The same pitfalls that derail IDP implementations (overscoping, weak golden paths, poor DX, and brittle governance) are much easier to tackle when you assemble your platform from open source building blocks you can use to iterate, standardize, and harden over time. Instead of buying a single, monolithic commercial product, many organizations assemble their IDP from best-of-breed open source components.
These challenges are one reason many organizations pair open source solutions with a managed partner. Often, the most practical solution is a hybrid approach that combines open source tools with an experienced managed service provider. Rather than assembling and wiring all of these tools together from scratch, teams using Amazon Web Services (AWS) can get started fast with Fairwinds’ Kubernetes IDP Quick Start for EKS, which quickly delivers an opinionated open source stack with built‑in guardrails for security, cost, and reliability out of the box, while still leaving room for customization.
Best practices for open source IDP adoption include selecting projects with strong governance and documentation, designing for integration via APIs and existing tooling, and automating vulnerability scans, compliance checks, and dependency management in CI/CD pipelines.
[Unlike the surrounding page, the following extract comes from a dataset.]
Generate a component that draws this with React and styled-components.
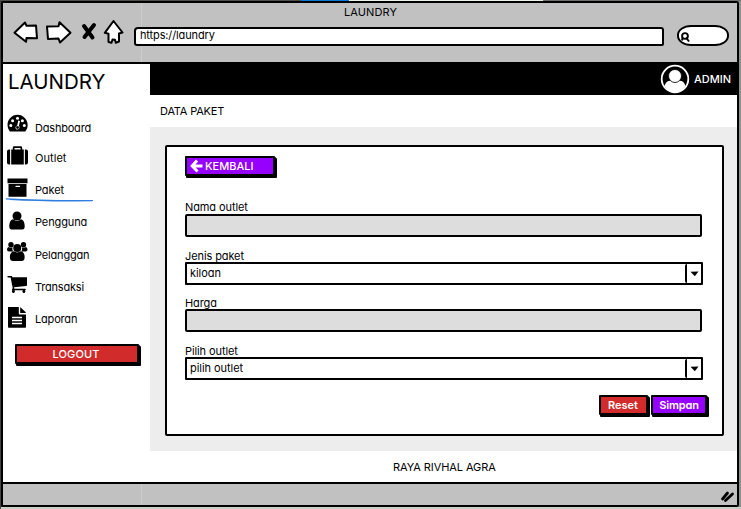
import React from "react";
import styled, { createGlobalStyle } from "styled-components";

const GlobalStyle = createGlobalStyle`
  * { box-sizing: border-box; }
  body {
    margin: 0;
    background: #6b6f6b;
    color: #000;
    font-family: Inter, "Liberation Sans", sans-serif;
    font-feature-settings: "cv11", "ss03";
    font-size: 11px;
    line-height: 14px;
  }
`;

const Desktop = styled.div`
  width: 741px;
  height: 509px;
  padding: 1px 2px 2px 1px;
  overflow: hidden;
  background:
    linear-gradient(90deg, #4c4c48 301px, #0a78d2 301px, #0a78d2 349px, #e9f3ea 349px, #e9f3ea 543px, #6d706b 543px) 0 0 / 741px 1px no-repeat,
    linear-gradient(#444, #444) 0 0 / 1px 509px no-repeat,
    linear-gradient(#c8d0c8, #c8d0c8) 0 507px / 741px 2px no-repeat,
    #8d918d;
`;

const Window = styled.div`
  display: grid;
  grid-template-rows: 61px minmax(0, 1fr) 23px;
  grid-template-columns: minmax(0, 1fr);
  width: 738px;
  height: 506px;
  border: 2px solid #000;
  border-radius: 1px 2px 2px 1px;
  background: #fff;
`;

const grey = "linear-gradient(90deg, #c1c1c1 138px, #cdcdcd 138px, #cdcdcd 139px, #c1c1c1 139px)";

const Chrome = styled.header`
  background: ${grey};
  border-bottom: 2px solid #000;
`;

const ChromeTitle = styled.div`
  height: 23px;
  padding: 2px 0 0 341px;
  letter-spacing: 0.1px;
`;

const Toolbar = styled.div`
  display: flex;
  align-items: flex-start;
  height: 34px;
  margin-top: -6px;
`;

const NavIcons = styled.svg`
  flex: none;
  width: 131px;
  height: 32px;
`;

const Address = styled.div`
  flex: none;
  width: 530px;
  height: 19px;
  margin-top: 7px;
  padding: 0 0 0 4px;
  border: 2px solid #000;
  border-radius: 4px 3px 2px 3px;
  background: #fff;
  line-height: 13px;
  letter-spacing: -0.13px;
`;

const Search = styled.div`
  width: 52px;
  height: 21px;
  margin: 5px 0 0 13px;
  border: 2px solid #000;
  border-radius: 14px / 10px;
  background: #fff;
  svg { display: block; margin: 5px 0 0 1px; }
`;

const Body = styled.div`
  display: grid;
  grid-template-columns: 147px minmax(0, 1fr);
`;

const Sidebar = styled.aside`
  display: flex;
  flex-direction: column;
`;

const Brand = styled.h1`
  height: 50px;
  margin: 0;
  padding: 5px 0 0 5px;
  font-size: 20.5px;
  line-height: 25px;
  font-weight: 400;
`;

const NavItem = styled.a`
  display: flex;
  height: ${(p) => p.$h}px;
  padding-left: 4px;
  svg { flex: none; width: 21px; height: 21px; margin-top: ${(p) => p.$iconTop}px; }
  span { margin: ${(p) => p.$drop}px 0 0 7px; letter-spacing: ${(p) => p.$ls}; height: 14px; }
`;

const Underline = styled.svg`
  display: block;
  width: 88px;
  height: 4px;
  margin: -11px 0 8px 3px;
`;

const SketchButton = styled.button`
  display: flex;
  flex: none;
  align-items: center;
  justify-content: ${(p) => p.$align || "center"};
  width: ${(p) => p.$w}px;
  height: ${(p) => p.$h}px;
  padding: 0 ${(p) => p.$pr || 0}px 0 ${(p) => p.$pl || 0}px;
  border: 2px solid #000;
  border-radius: 1px;
  background: ${(p) => p.$bg};
  box-shadow: 1px 1px 0 #000, 2px 2px 0 #000, 1px 2px 0 #000;
  color: #fff;
  font: ${(p) => p.$weight || 500} 11px/14px Inter, "Liberation Sans", sans-serif;
  font-feature-settings: inherit;
  letter-spacing: ${(p) => p.$ls || "0"};
  white-space: nowrap;
`;

const LogoutRow = styled.div`
  padding: 6px 0 0 12px;
`;

const Main = styled.main`
  display: grid;
  grid-template-rows: 31px 32px 324px minmax(0, 1fr);
  grid-template-columns: minmax(0, 1fr);
`;

const AdminBar = styled.div`
  display: flex;
  justify-content: flex-end;
  padding-right: 6px;
  background: #000;
  color: #fff;
  span { margin: 8px 0 0 4px; font-weight: 500; }
`;

const PageTitle = styled.div`
  padding: 9px 0 0 10px;
  letter-spacing: -0.18px;
`;

const Canvas = styled.section`
  padding: 18px 13px 15px 15px;
  background: #ededed;
`;

const Card = styled.div`
  height: 291px;
  padding: 9px 0 0 18px;
  border: 2px solid #000;
  border-radius: 2px;
  background: #fff;
`;

const Field = styled.div`
  height: ${(p) => p.$h}px;
  label { display: block; height: ${(p) => p.$lh || 13}px; letter-spacing: -0.1px; }
`;

const Input = styled.div`
  width: 517px;
  height: 23px;
  border: 2px solid #000;
  border-radius: 2px;
  background: #ddd;
`;

const Select = styled.div`
  display: flex;
  justify-content: space-between;
  width: 518px;
  height: 23px;
  border: 2px solid #000;
  border-radius: 1px;
  background: #fff;
  span { padding: 2px 0 0 3px; letter-spacing: -0.05px; }
  i {
    display: flex;
    justify-content: center;
    width: 16px;
    padding-top: 7px;
    border-left: 2px solid #000;
    border-radius: 2px 0 0 2px;
  }
`;

const Actions = styled.div`
  display: flex;
  gap: 3px;
  padding-left: 414px;
`;

const Credit = styled.footer`
  padding: 9px 0 0 243px;
  letter-spacing: -0.08px;
`;

const StatusBar = styled.div`
  display: flex;
  justify-content: flex-end;
  padding: 4px 2px 0 0;
  border-top: 2px solid #000;
  background: ${grey};
`;

const icons = {
  dashboard: (
    <>
      <path d="M3 17.5C-.3 13.500-.3 8 3 4.300 7-.3 14-.3 18 4.300 21.500 8 21.500 13.500 18.300 17.500Z" />
      <g fill="#fff">
        <circle cx="3.800" cy="11.500" r="1.500" /><circle cx="5.600" cy="6.700" r="1.500" />
        <circle cx="10.500" cy="4.300" r="1.500" /><circle cx="15.400" cy="6.700" r="1.500" />
        <circle cx="17.300" cy="11.500" r="1.500" />
        <path d="M11.300 6.600 13 7.100 11.900 11.800C13 13 12.600 15.400 10.500 15.500 8 15.400 7.800 12.300 10.200 11.400Z" />
      </g>
      <circle cx="10.500" cy="13.500" r="1.400" />
    </>
  ),
  suitcase: (
    <path d="M3.100 3.500v15H2Q0 18.500 0 16.500V5.500Q0 3.500 2 3.500ZM17.900 3.500h1.100q2 0 2 2v11q0 2-2 2h-1.100ZM4.200 3.500h1.600V1.700Q5.800.3 7.200.3h6.600q1.400 0 1.400 1.400V3.500h1.600v15H4.200ZM7.500 3.500h6V1.900h-6Z" fillRule="evenodd" />
  ),
  archive: <path d="M.5.500h20V5.300H.5ZM1.500 6h18V18.700h-18ZM9 7.800h3.500q.6 0 .6.600t-.6.600h-3.500q-.6 0-.6-.6t.6-.6Z" fillRule="evenodd" />,
  user: (
    <>
      <circle cx="10" cy="5" r="4.500" />
      <path d="M6.200 8.200Q10 11.800 13.800 8.200C17 8.500 17.800 13 17.700 15.500Q17.600 18.500 15.500 18.500h-11Q2.400 18.500 2.300 15.500C2.200 13 3 8.500 6.200 8.200Z" />
    </>
  ),
  users: (
    <>
      <circle cx="4" cy="2.700" r="2.700" /><circle cx="16.500" cy="2.700" r="2.700" />
      <path d="M1.500 5Q3.600 6.500 5.400 5.300 5 8 6.300 9.600H2Q0 9.600 0 7.800 0 5.500 1.500 5ZM19 5Q16.900 6.500 15.100 5.300 15.500 8 14.200 9.600h4.300Q20.500 9.600 20.500 7.800 20.500 5.500 19 5Z" />
      <circle cx="10.250" cy="6" r="4" />
      <path d="M6.900 9.300Q10.200 11.500 13.700 9.300C17 9.800 17.800 13 17.600 16Q17.400 19 14.500 19H6Q3.100 19 2.900 16C2.700 13 3.600 9.800 6.900 9.300Z" />
    </>
  ),
  cart: (
    <path d="M1 1h3.500q.7 0 .9 1.200H20V10q0 .9-.9 1L7 12.300l.4 1.400H18q.8 0 .8.800t-.8.800v0a1.500 1.500 0 1 1-2.200 0H7.500a1.500 1.500 0 1 1-2.200 0Q4.700 15 5 14.500l.7-1.500L3.600 2.600H1Q.4 2.600.4 1.800T1 1Z" />
  ),
  file: (
    <>
      <path d="M1 0h10.800V6.500q0 1 1 1H19v12.500q0 .7-.8.700H1.800Q1 20.700 1 20ZM13.200.2q.6.200 1 .7L18.200 4.700q.6.600.7 1.300h-5.700Z" />
      <path d="M5 10.500h10M5 13.500h10M5 16.500h10" stroke="#fff" strokeWidth="1.300" fill="none" />
    </>
  ),
};

const items = [
  ["Dashboard", "dashboard", 32, 7, "-0.2px", 0],
  ["Outlet", "suitcase", 32, 5, "0.05px", 0],
  ["Paket", "archive", 31, 5, "-0.1px", 0],
  ["Pengguna", "user", 31, 5, "-0.12px", 1],
  ["Pelanggan", "users", 34, 7, "-0.18px", 1],
  ["Transaksi", "cart", 31, 5, "-0.2px", 0],
  ["Laporan", "file", 32, 6, "-0.18px", 1],
];

const Caret = () => (
  <svg width="9" height="6" viewBox="0 0 9 6"><path d="M.5.8 8.500.5 4.800 5.200Z" /></svg>
);

export default function App() {
  return (
    <Desktop>
      <GlobalStyle />
      <Window>
        <Chrome>
          <ChromeTitle>LAUNDRY</ChromeTitle>
          <Toolbar>
            <NavIcons viewBox="3 20 131 32" fill="#fff" stroke="#000" strokeWidth="2" strokeLinejoin="round">
              <path d="M14.500 32.700 25 22.500 26.500 25.800 36 25.500 37 38.300 26.500 38 26 41.800Z" />
              <path d="M47 26.500 58.500 26.300 59.500 22.300 70.500 32.700 60 42.500 58.500 38.500 48 39Z" />
              <path d="M113.500 21 122.500 32.500 119 33.500 119 41.500 115.800 42.800 115 39.800 112.500 39.500 111.500 42.800 108.500 42 108.500 33.700 104.800 32.800Z" />
              <path d="M84 26 92.500 37.500M94 25 84.500 37" strokeWidth="4" strokeLinecap="round" />
            </NavIcons>
            <Address>https://laundry</Address>
            <Search>
              <svg width="11" height="11" viewBox="0 0 11 11" fill="none" stroke="#000" strokeWidth="1.900">
                <circle cx="5" cy="4" r="2.900" /><path d="M6 5.500 9 9.500M2.700 5.500 2 8.500" />
              </svg>
            </Search>
          </Toolbar>
        </Chrome>
        <Body>
          <Sidebar>
            <Brand>LAUNDRY</Brand>
            {items.map(([name, icon, h, drop, ls, iconTop]) => (
              <React.Fragment key={name}>
                <NavItem $h={h} $drop={drop} $ls={ls} $iconTop={iconTop}>
                  <svg viewBox="0 0 21 21">{icons[icon]}</svg>
                  <span>{name}</span>
                </NavItem>
                {name === "Paket" && (
                  <Underline viewBox="0 0 88 4">
                    <path d="M0 .8Q40 3 87 2.500M4 1.500Q40 3.500 86 2.800" fill="none" stroke="#2f7de0" strokeWidth="1.200" />
                  </Underline>
                )}
              </React.Fragment>
            ))}
            <LogoutRow>
              <SketchButton $w={124} $h={20} $bg="#d12b2b" $ls="0.1px" $pr={2}>LOGOUT</SketchButton>
            </LogoutRow>
          </Sidebar>
          <Main>
            <AdminBar>
              <svg width="30" height="30" viewBox="0 0 30 30">
                <circle cx="15" cy="15" r="13.300" fill="#000" stroke="#fff" strokeWidth="1.800" />
                <path d="M4.500 22Q6 16.500 11 16.800 15 20 19 16.800 24 16.500 25.500 22 21 28.500 15 28.500 9 28.500 4.500 22Z" fill="#fff" />
                <circle cx="15" cy="12" r="6.500" fill="#fff" stroke="#000" strokeWidth=".8" />
              </svg>
              <span>ADMIN</span>
            </AdminBar>
            <PageTitle>DATA PAKET</PageTitle>
            <Canvas>
              <Card>
                <Field $h={44}>
                  <SketchButton $w={90} $h={20} $bg="#9500ff" $align="flex-start" $pl={3}>
                    <svg width="15" height="14" viewBox="0 0 15 14"><path d="M7 1.500 2.200 7 7.500 12.500M2.500 7H12.500" fill="none" stroke="#fff" strokeWidth="3" /></svg>
                    KEMBALI
                  </SketchButton>
                </Field>
                <Field $h={49} $lh={14}><label>Nama outlet</label><Input /></Field>
                <Field $h={47}><label>Jenis paket</label><Select><span>kiloan</span><i><Caret /></i></Select></Field>
                <Field $h={48}><label>Harga</label><Input /></Field>
                <Field $h={51}><label>Pilih outlet</label><Select><span>pilih outlet</span><i><Caret /></i></Select></Field>
                <Actions>
                  <SketchButton $w={49} $h={20} $bg="#d12b2b" $weight={600} $pr={1}>Reset</SketchButton>
                  <SketchButton $w={56} $h={20} $bg="#9500ff" $weight={600} $ls="-0.15px">Simpan</SketchButton>
                </Actions>
              </Card>
            </Canvas>
            <Credit>RAYA RIVHAL AGRA</Credit>
          </Main>
        </Body>
        <StatusBar>
          <svg width="15" height="15" viewBox="0 0 15 15" stroke="#000" strokeWidth="2.800" strokeLinecap="round">
            <path d="M2.500 11 7.500 5M5.500 12.500 12.500 6" />
          </svg>
        </StatusBar>
      </Window>
    </Desktop>
  );
}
By beginning with a production-ready baseline like the IDP Quick Start, you effectively import these best practices on day one and can spend your time refining golden paths and developer experience instead of building the platform plumbing yourself.
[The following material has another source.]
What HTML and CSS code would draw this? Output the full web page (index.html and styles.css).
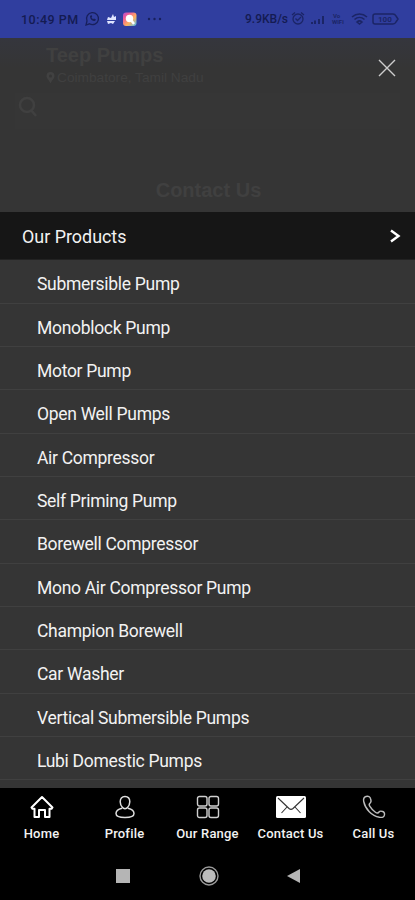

To ensure your IDP achieves lasting success and drives business value, your organization must shift from a project mindset to a product mindset, with strong ownership, clear business alignment, and a commitment to user‑centric design that treats developers as essential internal customers. Platform teams should leverage open source frameworks where possible to capitalize on agility, innovation, and extensibility while avoiding vendor lock‑in, then continuously invest in the platform’s health by embedding security, governance, and compliance through automation and supporting the IDP as a long‑term, core business asset.